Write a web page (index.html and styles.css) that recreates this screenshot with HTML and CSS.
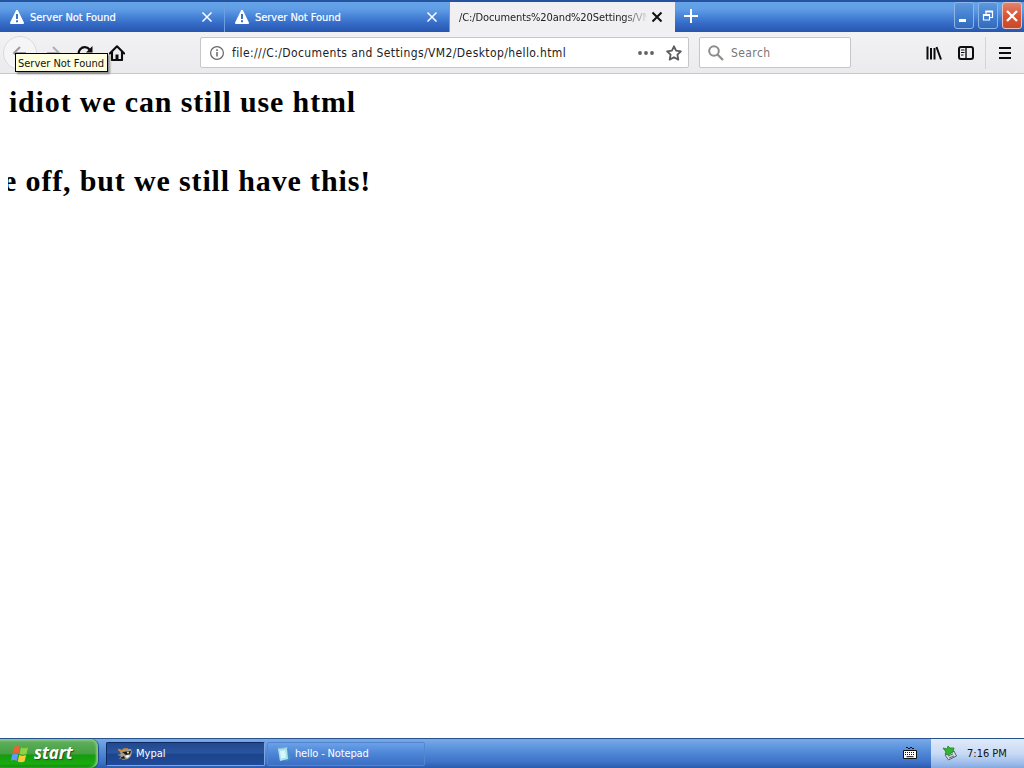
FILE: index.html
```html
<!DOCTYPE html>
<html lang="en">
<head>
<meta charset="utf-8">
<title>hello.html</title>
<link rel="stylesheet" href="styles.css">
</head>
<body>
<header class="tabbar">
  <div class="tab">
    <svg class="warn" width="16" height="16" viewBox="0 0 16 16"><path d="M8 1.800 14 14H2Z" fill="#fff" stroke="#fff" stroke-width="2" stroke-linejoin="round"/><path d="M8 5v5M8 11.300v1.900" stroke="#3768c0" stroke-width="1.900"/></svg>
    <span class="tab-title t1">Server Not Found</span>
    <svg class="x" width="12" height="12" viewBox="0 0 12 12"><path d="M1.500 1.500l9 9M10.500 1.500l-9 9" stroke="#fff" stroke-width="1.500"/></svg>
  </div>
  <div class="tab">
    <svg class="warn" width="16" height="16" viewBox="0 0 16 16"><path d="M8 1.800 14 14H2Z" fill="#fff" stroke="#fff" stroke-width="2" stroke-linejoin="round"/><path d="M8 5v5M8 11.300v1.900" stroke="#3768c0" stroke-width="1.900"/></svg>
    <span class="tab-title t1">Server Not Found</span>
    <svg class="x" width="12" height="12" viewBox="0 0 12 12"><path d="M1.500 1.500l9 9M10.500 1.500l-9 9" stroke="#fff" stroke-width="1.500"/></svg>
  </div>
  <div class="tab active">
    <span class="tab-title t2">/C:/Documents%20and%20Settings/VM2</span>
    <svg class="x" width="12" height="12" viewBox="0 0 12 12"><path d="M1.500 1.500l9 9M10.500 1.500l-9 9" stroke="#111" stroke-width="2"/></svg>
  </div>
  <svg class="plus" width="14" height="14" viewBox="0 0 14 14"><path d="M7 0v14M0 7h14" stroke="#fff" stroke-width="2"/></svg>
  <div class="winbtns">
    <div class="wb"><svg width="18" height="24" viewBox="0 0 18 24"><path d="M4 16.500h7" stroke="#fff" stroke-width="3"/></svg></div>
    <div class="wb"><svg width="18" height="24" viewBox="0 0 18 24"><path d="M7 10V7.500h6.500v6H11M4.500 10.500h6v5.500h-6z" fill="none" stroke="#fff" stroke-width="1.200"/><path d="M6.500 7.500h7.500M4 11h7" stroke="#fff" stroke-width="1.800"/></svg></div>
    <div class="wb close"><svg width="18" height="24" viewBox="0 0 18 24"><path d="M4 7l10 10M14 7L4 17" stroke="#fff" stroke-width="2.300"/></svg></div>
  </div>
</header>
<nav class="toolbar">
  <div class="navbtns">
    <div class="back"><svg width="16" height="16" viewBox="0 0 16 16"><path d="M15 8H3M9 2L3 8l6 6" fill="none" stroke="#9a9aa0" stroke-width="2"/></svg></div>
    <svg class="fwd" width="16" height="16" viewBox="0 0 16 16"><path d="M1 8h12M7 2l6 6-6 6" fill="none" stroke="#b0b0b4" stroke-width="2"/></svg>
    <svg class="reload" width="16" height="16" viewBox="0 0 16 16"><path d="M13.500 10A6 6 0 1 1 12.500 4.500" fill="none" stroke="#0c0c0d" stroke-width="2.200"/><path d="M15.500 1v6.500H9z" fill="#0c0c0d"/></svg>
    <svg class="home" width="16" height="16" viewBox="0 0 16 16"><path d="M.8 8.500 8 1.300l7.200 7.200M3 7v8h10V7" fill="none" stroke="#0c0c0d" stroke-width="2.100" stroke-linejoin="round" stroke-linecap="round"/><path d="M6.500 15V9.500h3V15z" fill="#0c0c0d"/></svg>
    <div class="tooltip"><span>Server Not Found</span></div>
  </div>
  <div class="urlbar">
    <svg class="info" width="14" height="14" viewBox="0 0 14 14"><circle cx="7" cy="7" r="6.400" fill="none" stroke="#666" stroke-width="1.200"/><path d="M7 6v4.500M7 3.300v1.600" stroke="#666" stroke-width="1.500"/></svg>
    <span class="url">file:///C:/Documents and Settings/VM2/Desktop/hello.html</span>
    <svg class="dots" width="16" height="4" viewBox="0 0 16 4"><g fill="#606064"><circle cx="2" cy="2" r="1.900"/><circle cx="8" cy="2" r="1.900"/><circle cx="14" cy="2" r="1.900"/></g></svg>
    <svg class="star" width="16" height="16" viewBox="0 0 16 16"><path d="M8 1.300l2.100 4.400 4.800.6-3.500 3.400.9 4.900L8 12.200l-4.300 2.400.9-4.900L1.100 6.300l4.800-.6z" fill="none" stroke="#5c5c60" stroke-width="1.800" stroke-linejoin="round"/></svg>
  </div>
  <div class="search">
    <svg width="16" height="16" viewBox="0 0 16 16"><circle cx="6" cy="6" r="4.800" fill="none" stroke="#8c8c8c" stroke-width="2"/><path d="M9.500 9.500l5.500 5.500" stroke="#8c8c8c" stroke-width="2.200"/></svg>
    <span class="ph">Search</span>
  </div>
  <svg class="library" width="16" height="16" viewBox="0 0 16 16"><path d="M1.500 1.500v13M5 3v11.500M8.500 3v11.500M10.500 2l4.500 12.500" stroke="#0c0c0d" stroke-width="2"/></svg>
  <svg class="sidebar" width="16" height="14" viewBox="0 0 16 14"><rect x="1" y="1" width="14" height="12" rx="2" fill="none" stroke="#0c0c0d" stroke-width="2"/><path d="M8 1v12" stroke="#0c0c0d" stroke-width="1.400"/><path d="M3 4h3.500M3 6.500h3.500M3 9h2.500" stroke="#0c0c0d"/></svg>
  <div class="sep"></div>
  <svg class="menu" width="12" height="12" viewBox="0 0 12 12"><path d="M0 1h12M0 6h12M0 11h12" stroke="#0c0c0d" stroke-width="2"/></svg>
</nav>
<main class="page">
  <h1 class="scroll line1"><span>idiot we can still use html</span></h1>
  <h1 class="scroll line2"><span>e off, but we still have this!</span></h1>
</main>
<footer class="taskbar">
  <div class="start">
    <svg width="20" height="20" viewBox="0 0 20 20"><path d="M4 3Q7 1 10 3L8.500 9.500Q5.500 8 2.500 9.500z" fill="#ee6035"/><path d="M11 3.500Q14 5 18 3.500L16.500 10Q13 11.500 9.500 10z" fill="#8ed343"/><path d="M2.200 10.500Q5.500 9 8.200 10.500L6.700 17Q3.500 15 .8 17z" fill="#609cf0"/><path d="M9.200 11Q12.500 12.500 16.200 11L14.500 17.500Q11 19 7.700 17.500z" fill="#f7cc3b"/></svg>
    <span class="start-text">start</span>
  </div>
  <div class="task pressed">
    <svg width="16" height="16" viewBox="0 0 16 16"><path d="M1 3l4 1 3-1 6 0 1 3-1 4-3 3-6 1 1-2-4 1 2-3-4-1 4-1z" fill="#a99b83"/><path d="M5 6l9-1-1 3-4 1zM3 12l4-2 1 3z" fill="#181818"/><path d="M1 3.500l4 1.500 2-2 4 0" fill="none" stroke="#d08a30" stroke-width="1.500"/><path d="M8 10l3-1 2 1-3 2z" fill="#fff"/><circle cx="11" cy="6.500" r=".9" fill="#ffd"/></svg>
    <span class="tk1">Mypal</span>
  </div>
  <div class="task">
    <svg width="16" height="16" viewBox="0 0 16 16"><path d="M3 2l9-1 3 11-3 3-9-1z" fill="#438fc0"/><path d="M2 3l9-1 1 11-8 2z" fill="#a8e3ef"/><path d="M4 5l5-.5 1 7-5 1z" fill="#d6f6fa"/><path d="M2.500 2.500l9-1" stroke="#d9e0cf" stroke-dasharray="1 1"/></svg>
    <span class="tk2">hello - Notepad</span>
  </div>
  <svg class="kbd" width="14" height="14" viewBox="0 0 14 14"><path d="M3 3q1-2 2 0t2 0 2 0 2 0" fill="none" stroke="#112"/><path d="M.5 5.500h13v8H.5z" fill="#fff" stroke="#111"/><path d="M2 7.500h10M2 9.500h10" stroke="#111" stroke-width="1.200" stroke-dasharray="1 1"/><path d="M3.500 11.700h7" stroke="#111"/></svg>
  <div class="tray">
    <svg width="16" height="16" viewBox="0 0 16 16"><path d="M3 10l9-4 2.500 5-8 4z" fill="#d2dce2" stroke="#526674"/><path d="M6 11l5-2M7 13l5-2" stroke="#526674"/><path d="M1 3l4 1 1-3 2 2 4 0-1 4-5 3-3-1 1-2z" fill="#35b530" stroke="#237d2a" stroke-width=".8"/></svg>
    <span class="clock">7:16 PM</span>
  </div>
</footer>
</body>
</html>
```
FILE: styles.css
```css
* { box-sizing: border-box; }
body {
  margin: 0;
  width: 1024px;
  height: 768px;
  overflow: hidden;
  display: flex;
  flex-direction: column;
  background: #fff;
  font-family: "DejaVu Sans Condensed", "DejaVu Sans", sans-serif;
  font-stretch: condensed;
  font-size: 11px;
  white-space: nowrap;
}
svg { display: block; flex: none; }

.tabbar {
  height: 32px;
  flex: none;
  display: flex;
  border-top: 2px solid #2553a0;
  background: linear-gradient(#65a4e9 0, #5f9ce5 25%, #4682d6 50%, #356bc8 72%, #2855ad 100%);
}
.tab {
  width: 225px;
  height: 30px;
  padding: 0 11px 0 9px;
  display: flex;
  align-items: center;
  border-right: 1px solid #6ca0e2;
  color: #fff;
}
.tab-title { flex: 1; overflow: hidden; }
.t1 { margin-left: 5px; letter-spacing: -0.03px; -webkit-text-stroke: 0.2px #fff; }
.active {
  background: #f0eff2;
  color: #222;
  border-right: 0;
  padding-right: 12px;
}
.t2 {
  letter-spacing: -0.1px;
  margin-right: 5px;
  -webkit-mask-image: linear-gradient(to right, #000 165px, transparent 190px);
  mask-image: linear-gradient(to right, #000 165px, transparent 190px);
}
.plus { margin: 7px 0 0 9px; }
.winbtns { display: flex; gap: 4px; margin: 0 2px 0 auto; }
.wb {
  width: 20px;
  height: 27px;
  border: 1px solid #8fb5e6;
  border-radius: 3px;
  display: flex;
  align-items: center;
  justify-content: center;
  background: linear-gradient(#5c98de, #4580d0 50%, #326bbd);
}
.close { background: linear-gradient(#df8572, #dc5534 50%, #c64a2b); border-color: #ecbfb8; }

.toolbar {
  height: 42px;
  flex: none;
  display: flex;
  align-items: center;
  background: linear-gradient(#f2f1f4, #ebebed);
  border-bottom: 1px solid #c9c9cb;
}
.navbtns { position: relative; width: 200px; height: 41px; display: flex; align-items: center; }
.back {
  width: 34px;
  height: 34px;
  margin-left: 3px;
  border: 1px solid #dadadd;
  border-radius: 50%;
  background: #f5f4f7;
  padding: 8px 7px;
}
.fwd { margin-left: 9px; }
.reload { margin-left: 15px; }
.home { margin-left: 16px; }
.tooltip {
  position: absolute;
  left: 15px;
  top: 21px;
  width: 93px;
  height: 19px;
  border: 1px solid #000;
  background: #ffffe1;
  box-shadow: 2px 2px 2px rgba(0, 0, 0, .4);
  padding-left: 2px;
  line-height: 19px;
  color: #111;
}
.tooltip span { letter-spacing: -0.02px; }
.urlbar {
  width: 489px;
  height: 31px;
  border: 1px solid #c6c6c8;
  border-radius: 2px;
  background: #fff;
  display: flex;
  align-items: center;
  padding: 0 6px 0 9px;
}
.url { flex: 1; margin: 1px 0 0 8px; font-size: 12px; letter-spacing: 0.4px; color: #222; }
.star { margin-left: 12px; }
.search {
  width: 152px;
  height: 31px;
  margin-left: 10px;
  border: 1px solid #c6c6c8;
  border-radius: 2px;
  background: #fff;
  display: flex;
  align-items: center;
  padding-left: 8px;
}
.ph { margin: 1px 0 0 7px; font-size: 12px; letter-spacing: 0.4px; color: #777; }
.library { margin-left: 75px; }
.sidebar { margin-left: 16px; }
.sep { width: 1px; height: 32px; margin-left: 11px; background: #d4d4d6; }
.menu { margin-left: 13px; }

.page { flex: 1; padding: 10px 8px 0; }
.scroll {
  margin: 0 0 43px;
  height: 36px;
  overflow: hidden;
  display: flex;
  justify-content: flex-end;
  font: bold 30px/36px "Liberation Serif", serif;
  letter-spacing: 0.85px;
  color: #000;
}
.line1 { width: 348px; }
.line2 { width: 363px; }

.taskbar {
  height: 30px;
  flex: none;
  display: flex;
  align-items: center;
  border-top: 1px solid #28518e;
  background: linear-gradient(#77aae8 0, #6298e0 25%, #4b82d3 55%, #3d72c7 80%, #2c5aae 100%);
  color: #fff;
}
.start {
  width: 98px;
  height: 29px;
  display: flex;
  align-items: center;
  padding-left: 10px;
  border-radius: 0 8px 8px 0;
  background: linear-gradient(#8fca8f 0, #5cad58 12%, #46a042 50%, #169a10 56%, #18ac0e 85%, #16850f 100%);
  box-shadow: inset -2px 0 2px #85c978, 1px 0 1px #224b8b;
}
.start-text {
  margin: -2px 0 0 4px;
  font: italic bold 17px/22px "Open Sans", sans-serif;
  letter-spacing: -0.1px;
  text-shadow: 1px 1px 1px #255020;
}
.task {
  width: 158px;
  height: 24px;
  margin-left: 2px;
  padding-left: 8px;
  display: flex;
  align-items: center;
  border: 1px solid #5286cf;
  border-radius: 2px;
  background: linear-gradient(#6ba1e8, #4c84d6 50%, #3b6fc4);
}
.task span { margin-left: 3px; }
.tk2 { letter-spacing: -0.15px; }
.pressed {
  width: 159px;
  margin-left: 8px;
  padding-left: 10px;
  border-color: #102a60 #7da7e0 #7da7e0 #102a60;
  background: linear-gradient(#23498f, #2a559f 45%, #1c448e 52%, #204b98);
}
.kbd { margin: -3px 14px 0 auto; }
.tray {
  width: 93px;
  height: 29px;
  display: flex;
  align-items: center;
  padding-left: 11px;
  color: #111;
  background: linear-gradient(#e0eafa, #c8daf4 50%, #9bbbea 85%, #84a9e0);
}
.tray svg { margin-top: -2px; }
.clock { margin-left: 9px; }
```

* * * * * * *

§ **What needs to be done**:
Give only a number: how many lines of the data hold the string "styles"?

§ **In response**:
3